(Extracted data entries)
┄┄┄┄┄┄┄┄┄┄┄┄┄┄┄┄┄┄┄┄
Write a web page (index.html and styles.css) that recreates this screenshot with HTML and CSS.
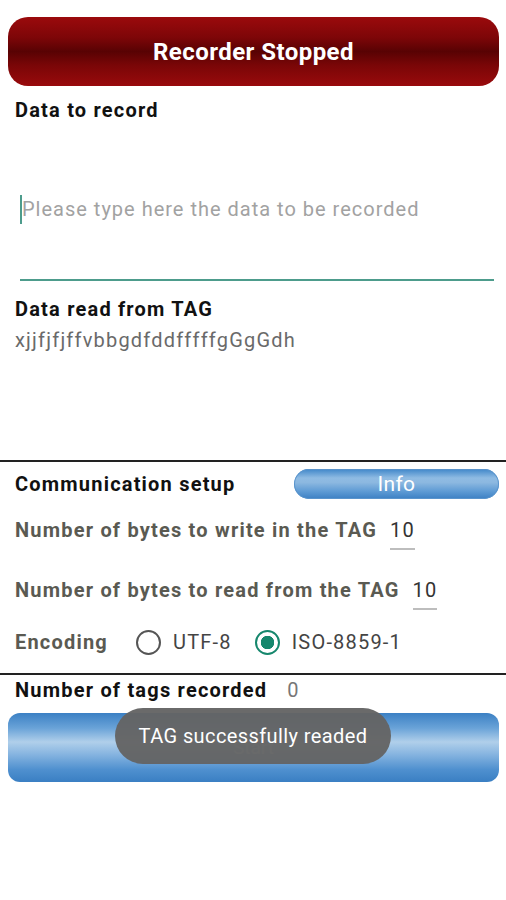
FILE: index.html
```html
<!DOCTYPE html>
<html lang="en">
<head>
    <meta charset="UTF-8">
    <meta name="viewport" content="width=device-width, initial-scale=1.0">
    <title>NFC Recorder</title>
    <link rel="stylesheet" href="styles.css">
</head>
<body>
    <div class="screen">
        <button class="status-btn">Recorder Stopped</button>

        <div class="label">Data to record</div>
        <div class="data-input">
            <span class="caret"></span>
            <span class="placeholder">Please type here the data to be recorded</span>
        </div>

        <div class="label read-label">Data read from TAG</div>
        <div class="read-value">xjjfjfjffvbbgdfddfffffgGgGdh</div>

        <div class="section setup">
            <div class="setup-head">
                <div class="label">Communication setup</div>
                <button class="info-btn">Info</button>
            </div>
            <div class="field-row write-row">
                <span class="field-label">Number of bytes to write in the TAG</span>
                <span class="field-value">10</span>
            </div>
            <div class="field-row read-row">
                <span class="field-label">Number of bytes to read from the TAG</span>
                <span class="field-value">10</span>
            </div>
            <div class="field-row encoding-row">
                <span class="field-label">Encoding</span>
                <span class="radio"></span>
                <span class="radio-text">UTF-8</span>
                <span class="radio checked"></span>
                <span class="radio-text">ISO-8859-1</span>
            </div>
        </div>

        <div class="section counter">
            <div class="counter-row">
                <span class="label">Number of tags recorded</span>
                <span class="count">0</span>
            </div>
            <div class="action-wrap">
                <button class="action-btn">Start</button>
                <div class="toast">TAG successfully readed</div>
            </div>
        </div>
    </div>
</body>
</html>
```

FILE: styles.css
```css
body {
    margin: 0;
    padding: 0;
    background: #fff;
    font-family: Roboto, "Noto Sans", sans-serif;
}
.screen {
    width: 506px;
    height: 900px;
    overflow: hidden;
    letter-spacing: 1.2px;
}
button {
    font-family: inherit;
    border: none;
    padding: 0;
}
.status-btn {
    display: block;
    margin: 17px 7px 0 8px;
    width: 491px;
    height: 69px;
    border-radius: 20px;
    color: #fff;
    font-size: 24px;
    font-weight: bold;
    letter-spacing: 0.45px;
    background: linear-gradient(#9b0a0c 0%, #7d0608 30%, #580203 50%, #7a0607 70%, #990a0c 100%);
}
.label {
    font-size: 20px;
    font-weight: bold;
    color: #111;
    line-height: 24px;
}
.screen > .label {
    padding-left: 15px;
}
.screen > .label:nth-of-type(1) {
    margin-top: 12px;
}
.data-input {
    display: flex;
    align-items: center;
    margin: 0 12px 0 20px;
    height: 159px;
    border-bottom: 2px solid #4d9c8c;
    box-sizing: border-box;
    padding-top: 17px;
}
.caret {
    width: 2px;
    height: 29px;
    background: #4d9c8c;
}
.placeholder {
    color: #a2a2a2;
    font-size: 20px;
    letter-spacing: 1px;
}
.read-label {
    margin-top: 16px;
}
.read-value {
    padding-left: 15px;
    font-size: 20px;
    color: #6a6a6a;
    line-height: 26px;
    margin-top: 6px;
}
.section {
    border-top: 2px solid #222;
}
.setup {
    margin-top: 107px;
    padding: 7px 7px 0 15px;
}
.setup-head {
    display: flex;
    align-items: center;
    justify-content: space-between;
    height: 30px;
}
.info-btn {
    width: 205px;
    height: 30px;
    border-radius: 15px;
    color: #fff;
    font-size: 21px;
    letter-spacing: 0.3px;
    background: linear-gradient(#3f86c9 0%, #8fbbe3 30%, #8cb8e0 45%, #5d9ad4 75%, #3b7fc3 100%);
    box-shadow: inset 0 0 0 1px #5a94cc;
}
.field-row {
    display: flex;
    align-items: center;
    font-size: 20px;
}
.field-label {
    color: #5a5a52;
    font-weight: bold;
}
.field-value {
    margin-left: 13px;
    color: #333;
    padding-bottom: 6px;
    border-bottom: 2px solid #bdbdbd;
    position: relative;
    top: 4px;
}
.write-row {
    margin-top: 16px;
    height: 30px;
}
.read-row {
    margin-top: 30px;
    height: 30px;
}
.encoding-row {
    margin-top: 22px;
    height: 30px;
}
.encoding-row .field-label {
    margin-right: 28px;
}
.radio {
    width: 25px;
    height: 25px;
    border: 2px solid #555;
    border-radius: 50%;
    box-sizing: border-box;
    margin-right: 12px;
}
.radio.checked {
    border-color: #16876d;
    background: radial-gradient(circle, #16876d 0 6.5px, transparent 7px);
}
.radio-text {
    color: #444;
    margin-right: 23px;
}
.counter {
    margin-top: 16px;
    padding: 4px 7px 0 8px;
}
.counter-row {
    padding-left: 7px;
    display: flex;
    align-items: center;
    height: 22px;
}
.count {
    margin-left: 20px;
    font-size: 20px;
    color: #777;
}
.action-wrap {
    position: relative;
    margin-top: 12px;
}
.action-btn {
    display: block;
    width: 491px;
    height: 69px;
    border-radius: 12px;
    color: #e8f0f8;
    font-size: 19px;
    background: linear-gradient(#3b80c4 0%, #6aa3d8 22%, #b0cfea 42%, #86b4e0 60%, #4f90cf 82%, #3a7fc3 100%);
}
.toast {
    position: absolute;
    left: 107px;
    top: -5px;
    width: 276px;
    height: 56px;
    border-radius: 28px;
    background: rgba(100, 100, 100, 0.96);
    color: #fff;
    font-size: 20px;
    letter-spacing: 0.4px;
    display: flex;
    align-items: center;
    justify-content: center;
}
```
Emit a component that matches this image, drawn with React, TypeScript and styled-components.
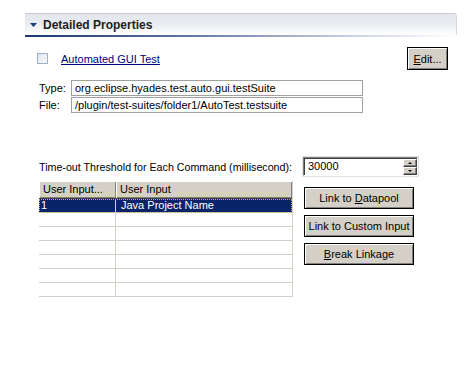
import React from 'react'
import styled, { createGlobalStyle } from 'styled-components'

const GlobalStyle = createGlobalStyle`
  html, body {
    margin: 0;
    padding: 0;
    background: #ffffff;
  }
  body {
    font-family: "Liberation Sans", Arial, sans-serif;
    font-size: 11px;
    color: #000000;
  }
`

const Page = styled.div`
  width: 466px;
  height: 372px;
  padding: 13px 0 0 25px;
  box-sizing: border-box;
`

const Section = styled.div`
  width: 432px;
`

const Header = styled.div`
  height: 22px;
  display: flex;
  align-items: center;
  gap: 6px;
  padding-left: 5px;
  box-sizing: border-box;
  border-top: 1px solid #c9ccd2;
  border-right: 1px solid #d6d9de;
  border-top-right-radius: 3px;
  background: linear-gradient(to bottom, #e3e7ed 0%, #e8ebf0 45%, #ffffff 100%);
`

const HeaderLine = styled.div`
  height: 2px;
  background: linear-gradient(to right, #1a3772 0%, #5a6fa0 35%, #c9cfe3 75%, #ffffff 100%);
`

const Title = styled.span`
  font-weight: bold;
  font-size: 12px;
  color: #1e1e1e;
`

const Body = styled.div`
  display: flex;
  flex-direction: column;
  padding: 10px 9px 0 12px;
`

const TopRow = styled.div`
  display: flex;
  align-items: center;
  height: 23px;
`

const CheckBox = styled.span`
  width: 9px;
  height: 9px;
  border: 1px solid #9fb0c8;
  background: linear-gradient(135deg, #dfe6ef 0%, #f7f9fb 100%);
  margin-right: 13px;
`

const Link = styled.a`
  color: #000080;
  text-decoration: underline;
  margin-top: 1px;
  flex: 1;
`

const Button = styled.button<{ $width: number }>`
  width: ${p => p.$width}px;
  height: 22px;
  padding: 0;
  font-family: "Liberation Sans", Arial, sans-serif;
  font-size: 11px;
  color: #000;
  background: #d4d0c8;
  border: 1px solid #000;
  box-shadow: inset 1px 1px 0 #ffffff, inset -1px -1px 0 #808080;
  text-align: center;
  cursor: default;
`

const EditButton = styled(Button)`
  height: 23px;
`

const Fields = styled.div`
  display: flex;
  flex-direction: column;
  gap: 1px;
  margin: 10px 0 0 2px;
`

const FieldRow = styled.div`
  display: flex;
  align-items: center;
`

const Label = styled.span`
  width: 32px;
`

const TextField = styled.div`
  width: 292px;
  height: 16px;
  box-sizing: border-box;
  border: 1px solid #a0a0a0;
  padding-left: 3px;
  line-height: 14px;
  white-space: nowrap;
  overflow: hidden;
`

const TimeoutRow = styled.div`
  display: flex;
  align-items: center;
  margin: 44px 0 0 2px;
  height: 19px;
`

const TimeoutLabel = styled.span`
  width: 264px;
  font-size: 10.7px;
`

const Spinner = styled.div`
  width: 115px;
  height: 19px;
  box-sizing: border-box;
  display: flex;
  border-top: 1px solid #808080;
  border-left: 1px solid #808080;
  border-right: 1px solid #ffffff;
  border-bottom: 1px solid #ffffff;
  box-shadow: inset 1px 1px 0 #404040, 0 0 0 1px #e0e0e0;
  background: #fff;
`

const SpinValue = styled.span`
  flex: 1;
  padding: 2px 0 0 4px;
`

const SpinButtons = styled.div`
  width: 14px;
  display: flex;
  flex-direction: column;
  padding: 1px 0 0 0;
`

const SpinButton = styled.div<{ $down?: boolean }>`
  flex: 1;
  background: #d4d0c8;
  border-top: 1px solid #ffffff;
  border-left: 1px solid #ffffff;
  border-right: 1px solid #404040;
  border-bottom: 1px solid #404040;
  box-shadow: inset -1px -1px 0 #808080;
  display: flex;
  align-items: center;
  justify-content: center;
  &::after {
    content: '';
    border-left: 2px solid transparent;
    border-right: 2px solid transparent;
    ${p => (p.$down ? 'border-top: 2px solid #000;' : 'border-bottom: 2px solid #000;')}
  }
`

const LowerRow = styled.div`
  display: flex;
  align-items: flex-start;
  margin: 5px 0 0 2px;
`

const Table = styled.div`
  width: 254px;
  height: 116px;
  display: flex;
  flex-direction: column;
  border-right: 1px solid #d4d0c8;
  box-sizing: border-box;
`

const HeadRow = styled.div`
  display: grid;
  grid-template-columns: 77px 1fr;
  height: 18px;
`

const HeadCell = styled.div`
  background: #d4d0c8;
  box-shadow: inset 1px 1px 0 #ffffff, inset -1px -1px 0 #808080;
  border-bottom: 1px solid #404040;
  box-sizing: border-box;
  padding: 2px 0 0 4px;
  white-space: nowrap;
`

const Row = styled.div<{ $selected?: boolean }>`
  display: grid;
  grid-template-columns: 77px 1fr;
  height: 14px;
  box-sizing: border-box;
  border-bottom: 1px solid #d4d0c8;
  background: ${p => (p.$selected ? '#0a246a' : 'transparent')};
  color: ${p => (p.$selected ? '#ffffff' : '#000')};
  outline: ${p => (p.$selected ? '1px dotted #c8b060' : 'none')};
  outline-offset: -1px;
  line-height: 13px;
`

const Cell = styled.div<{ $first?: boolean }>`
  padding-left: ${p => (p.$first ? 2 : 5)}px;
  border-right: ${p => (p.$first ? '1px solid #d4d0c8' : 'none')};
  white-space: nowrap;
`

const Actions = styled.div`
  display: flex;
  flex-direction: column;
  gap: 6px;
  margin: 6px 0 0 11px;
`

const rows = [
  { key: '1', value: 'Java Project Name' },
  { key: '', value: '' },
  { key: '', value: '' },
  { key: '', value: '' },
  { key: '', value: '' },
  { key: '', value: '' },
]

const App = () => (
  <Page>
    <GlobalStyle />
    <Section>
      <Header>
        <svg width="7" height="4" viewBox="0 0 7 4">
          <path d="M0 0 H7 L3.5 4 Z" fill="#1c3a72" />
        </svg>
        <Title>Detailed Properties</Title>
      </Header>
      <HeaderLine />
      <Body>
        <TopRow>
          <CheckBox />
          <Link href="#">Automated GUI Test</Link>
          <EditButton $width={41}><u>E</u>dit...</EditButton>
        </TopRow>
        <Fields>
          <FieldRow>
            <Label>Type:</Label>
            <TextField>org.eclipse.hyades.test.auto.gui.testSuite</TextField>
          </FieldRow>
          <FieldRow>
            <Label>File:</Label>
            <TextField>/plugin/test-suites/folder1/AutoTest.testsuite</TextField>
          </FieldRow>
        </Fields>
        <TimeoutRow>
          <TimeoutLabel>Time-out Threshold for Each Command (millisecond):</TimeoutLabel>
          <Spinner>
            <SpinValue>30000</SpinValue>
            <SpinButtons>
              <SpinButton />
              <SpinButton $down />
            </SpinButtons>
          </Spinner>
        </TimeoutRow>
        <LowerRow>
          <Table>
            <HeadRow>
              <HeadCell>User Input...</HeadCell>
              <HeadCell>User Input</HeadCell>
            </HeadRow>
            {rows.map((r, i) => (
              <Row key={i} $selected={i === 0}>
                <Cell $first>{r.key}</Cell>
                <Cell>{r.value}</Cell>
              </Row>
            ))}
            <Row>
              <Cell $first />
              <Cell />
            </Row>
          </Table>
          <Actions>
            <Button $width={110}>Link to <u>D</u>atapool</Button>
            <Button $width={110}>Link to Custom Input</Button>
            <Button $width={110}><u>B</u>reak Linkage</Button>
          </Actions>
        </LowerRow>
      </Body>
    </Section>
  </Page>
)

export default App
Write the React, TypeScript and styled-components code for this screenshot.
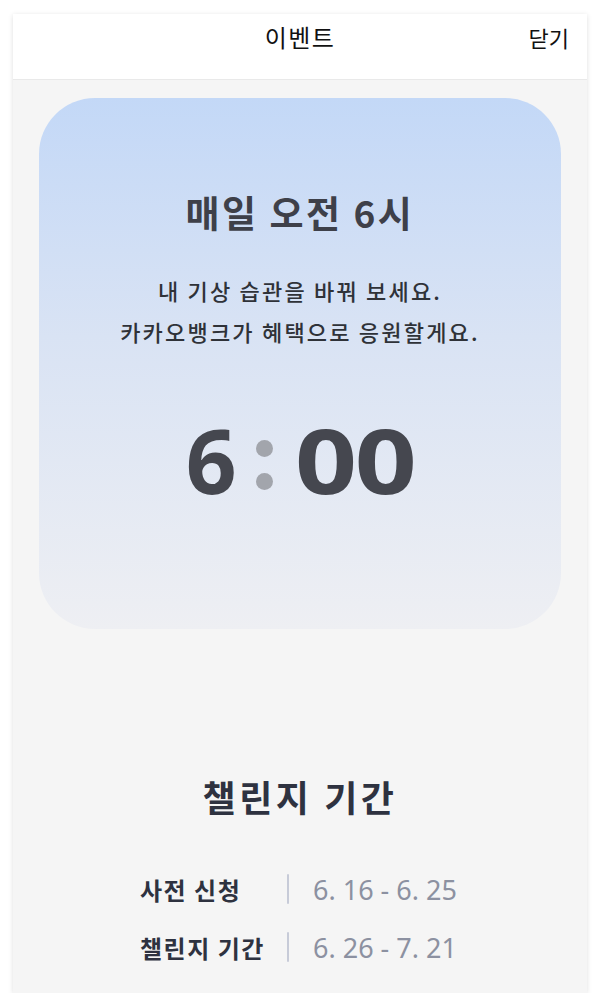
┄┄┄┄┄┄┄┄┄┄┄┄┄┄┄┄┄┄┄┄
Objective
Take every line from the data above that holds "TypeScript" and copy it out.

Output of the task
Emit a component that matches this image, drawn with React, TypeScript and styled-components.
Write the React, TypeScript and styled-components code for this screenshot.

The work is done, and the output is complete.